Wednesday, June 21, 2006

I was just about to post when i heard the baby crying. she doesn't want to sleep! she'll finally nap from 7pm to about 11 pm, and be up all night!

Tuesday, June 20, 2006

We just had our carpets cleaned today, which makes the house look a million times better, and makes me want to keep it cleaner in general. Next step, the dogs go to the cleaners, because they're the biggest reason the carpets were so dirty to begin with. After that, who knows, I might even start vacuuming on a regular basis!

After that, we need to tackle the pile of junk in the corner of the living room. It's a bunch of old clothes, old books and an old printer that i think we were going to put on ebay. If i could get 15 bucks for the lot of it, i'd be happy.

Aidan is running in circles through the house. He loves to play baseball whenever the Astros are on. He takes his plastic bat and hits whatever ball he can find lying on the floor. Then he throws the bat down and runs for a while, until he decides he's gone far enough, then claps for himself.

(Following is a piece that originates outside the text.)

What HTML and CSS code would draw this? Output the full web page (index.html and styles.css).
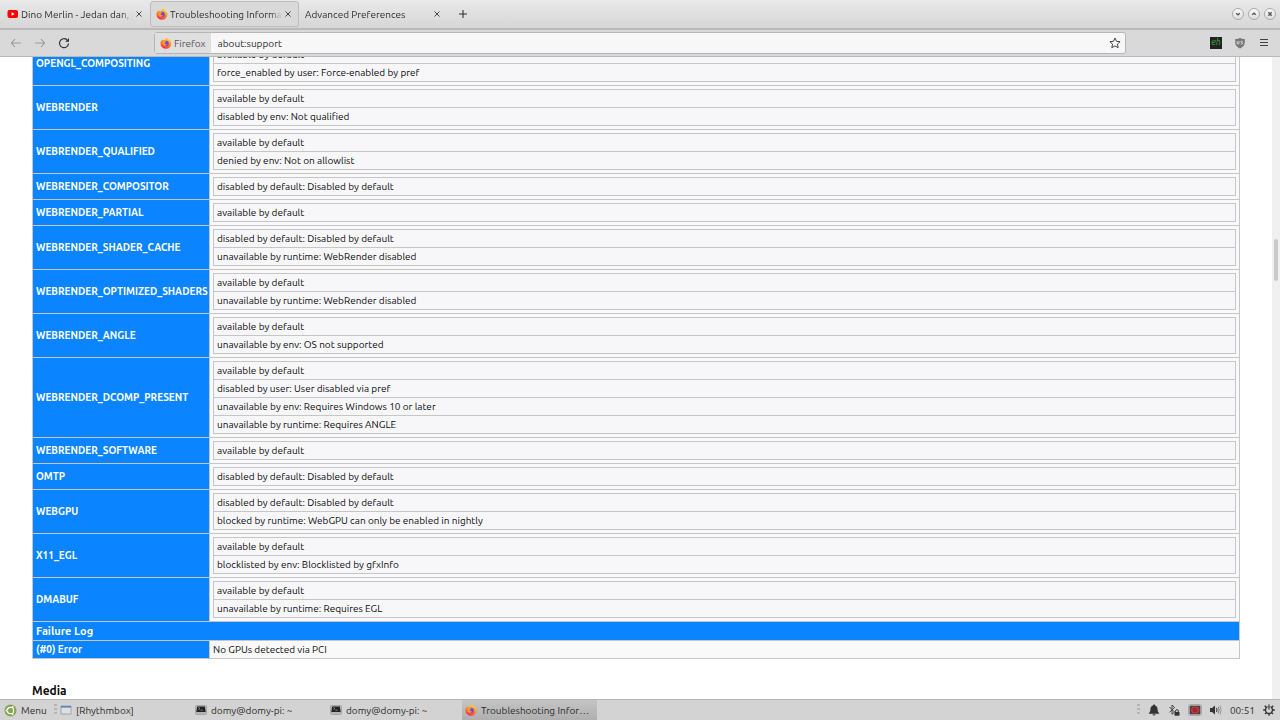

It's pretty funny to watch.

Sadie is sleeping finally. She didn't want to sleep all day. She wants to be in constant motion. Always being rocked or carried. I do truly believe you can't spoil a month-old baby, so I don't mind it so much now. She just needs to feel secure, and now is the only time i have to do that for her. I really don't want to go back to work, but what can you do?

So that's about it for my first post. I'll try to be more entertaining as i get used to this blogging thing!


So that's about it for my first blog.